Chicago lies in the midwest of the US and is considered an almost exemplary city of this region. As such, it tends to carry those midwestern values such as being helpful. Of course, you'll still find rude people in Chicago (some taxi drivers, some bus drivers) but you'll find rude people anywhere you go. For the most part, I found people were helpful and kind.
One thing I first noticed in Paris is mimicked here in the Windy City: placing lost items in full view so that the person who lost said article may find it!
I have been to many baseball parks in the country (with the exception of Fenway, all of them), but Wrigley Field day games really bring out the spirit of Chicago. While waiting for the guy with our tickets, we were entertained by the heckling/joking/singing/jovial nature of the peanut vendors. There were about ten of these entertainers, some equipped with microphones, some that may be semi finalists for American Idol, and several that need a new day job. They would tell jokes at the other's expense, trying to win your peanut buying business before entering the stadium.
While walking around the area of Chicago's famous "Loop" we came upon a group of firemen on each corner with their rubber boots in hand. I hollered to everyone in my party to "Fill the Boot!" The firemen use this method of collecting donations for the various charities they support. You will see this a lot in communities that have volunteer fire departments use this for departmental fund raisers, however for the City of Chicago fire department this was their annual Christmastime to "fill the boot" for the underprivileged children and homeless of Chicago. So if you are suprised when a firemen thrusts his rubber boot in your direction (hopefully it will be off his foot) make sure you "fill the boot" for these guys.
Tips that state that Chicagoans retain their Midwestern values are somewhat correct. I believe the courtesy and politeness of the typical Chicagoan or Chicago suburbanite is indicative of "the friendly Midwest". However, many Chicagoans and suburbanites agree that if they didn't live here, they couldn't live anywhere else in the Midwest.
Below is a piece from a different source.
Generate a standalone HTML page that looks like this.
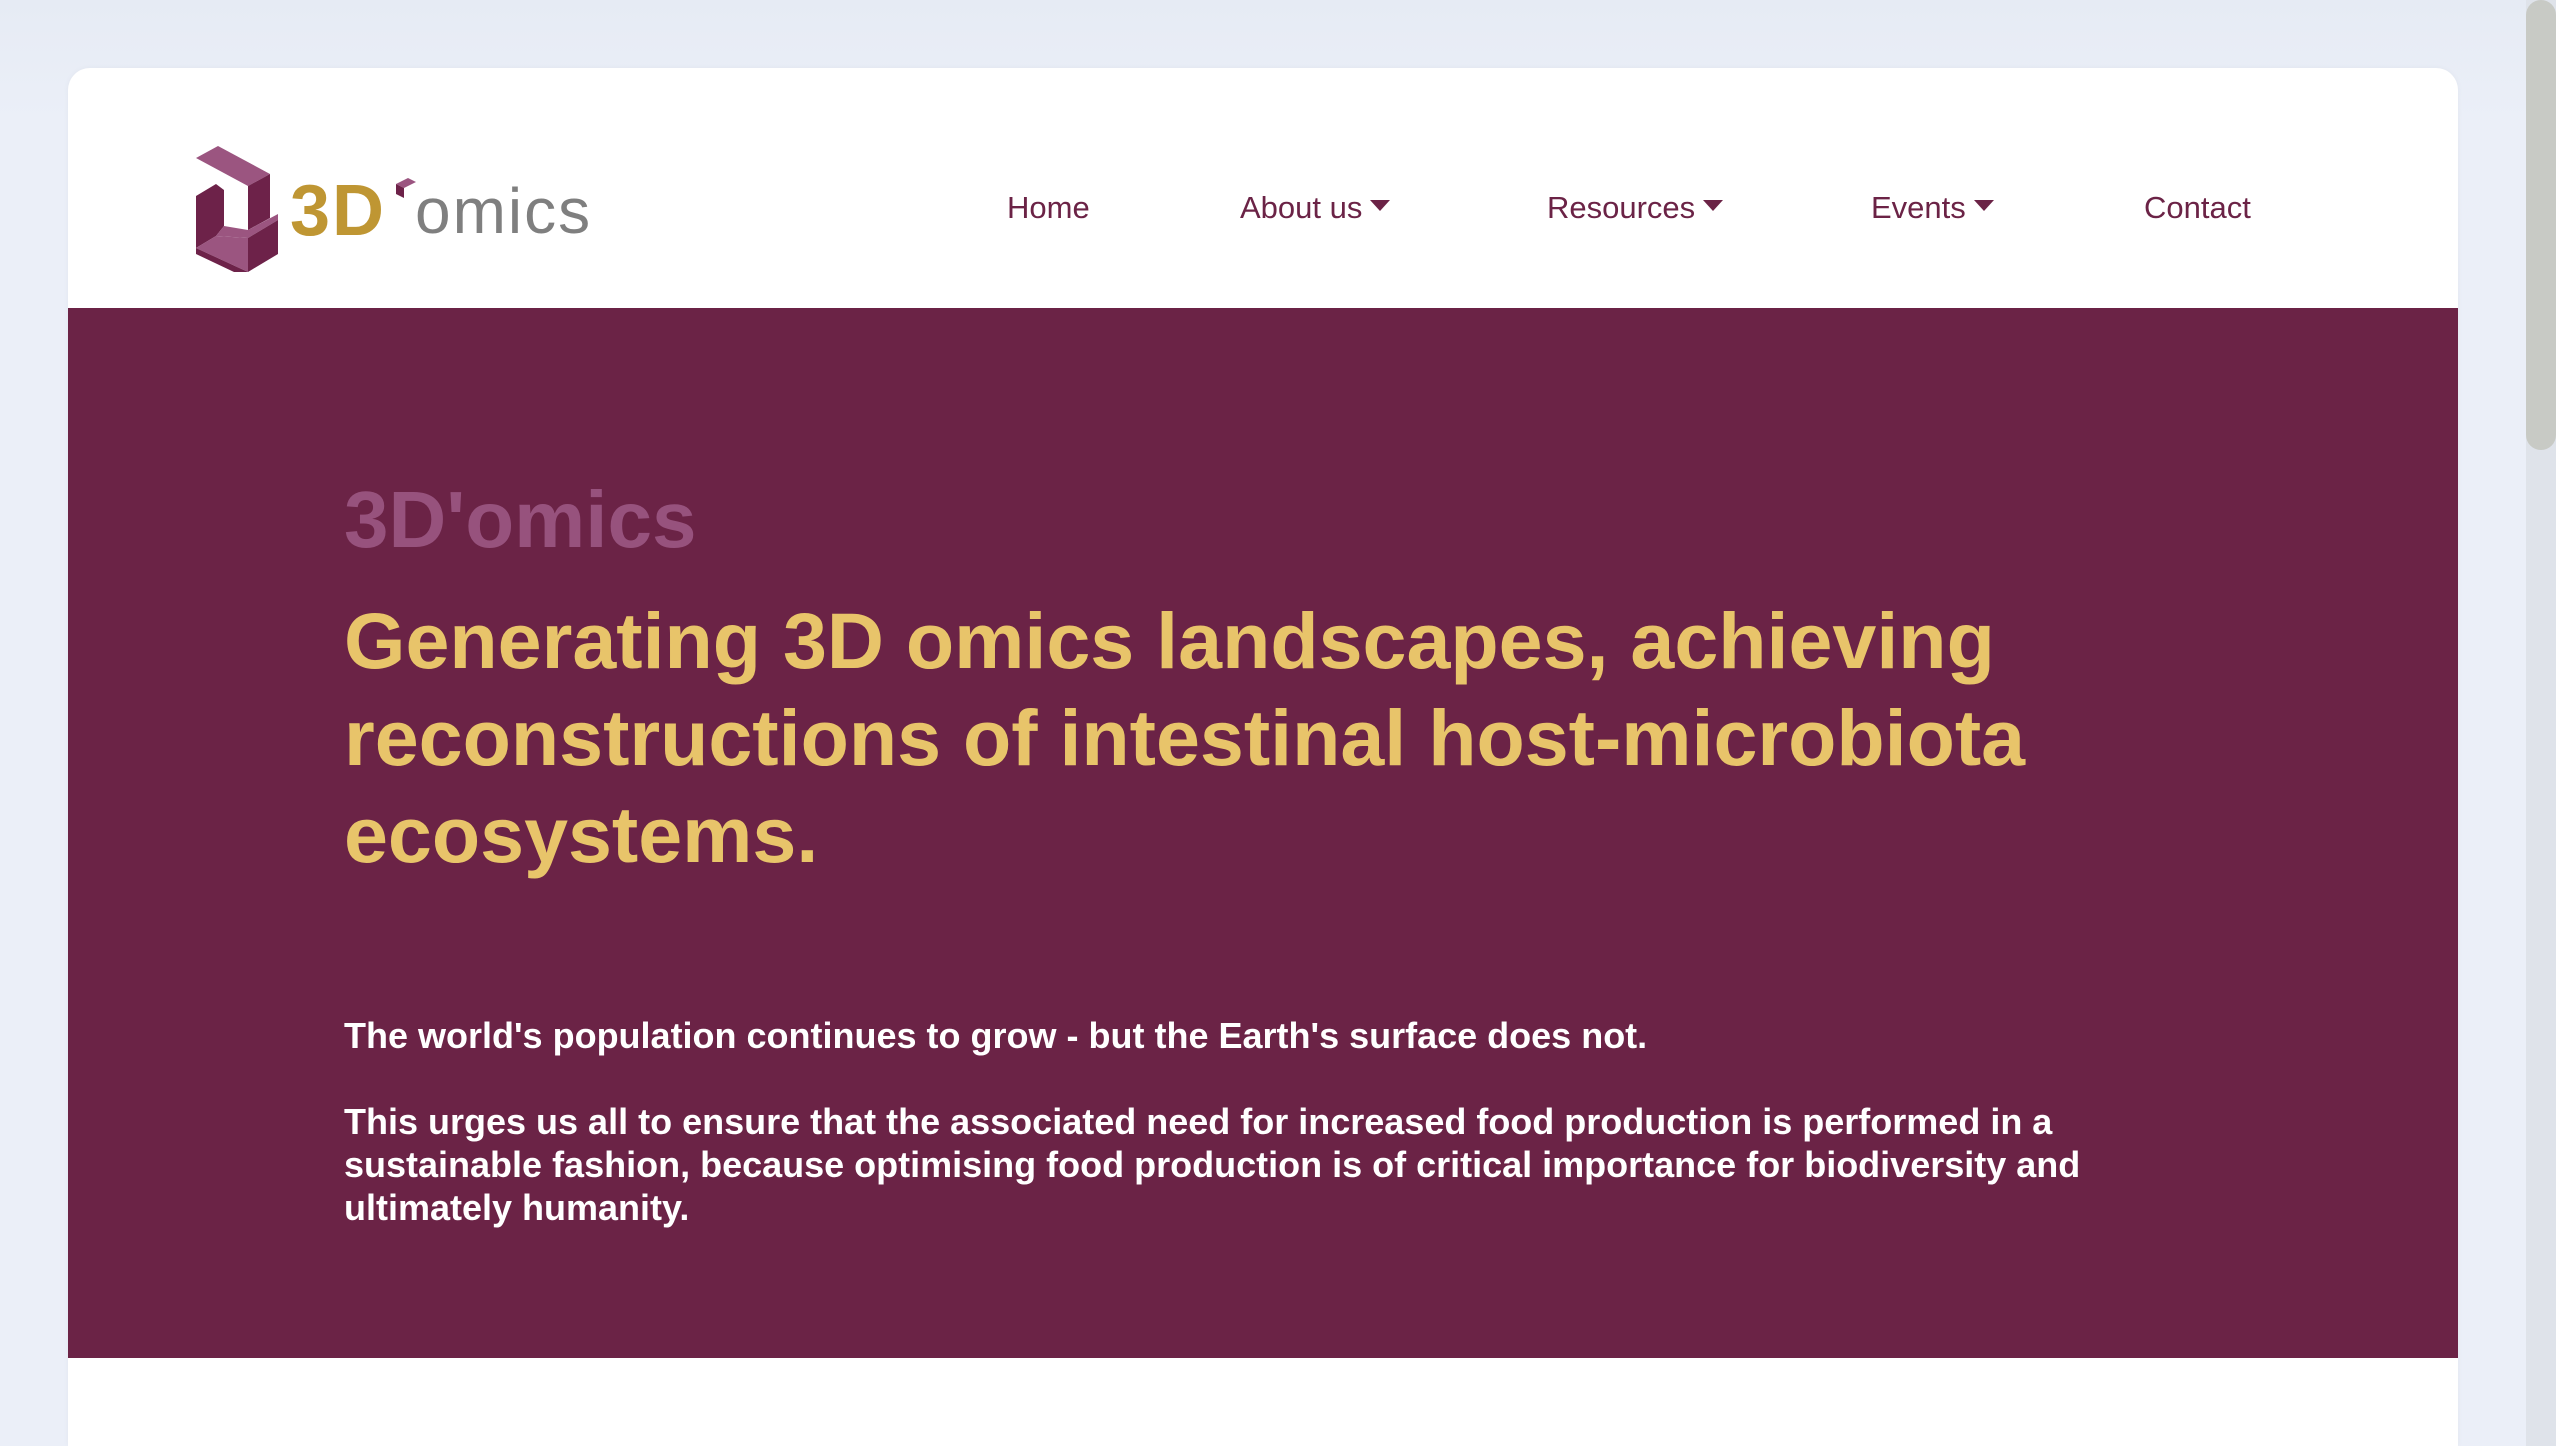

That's because Chicago presents a cosmopolitan nature more similar to larger cities on the coasts than to any other city in the Midwest. The multitude of shopping, dining, cultural, and sports options here are unparalleled. If life on the coasts is getting to you or you just need a change of scenery, give Chicago a try!
As a large city, you will constantly find people putting on some show along the sidewalks.
Just keep alert!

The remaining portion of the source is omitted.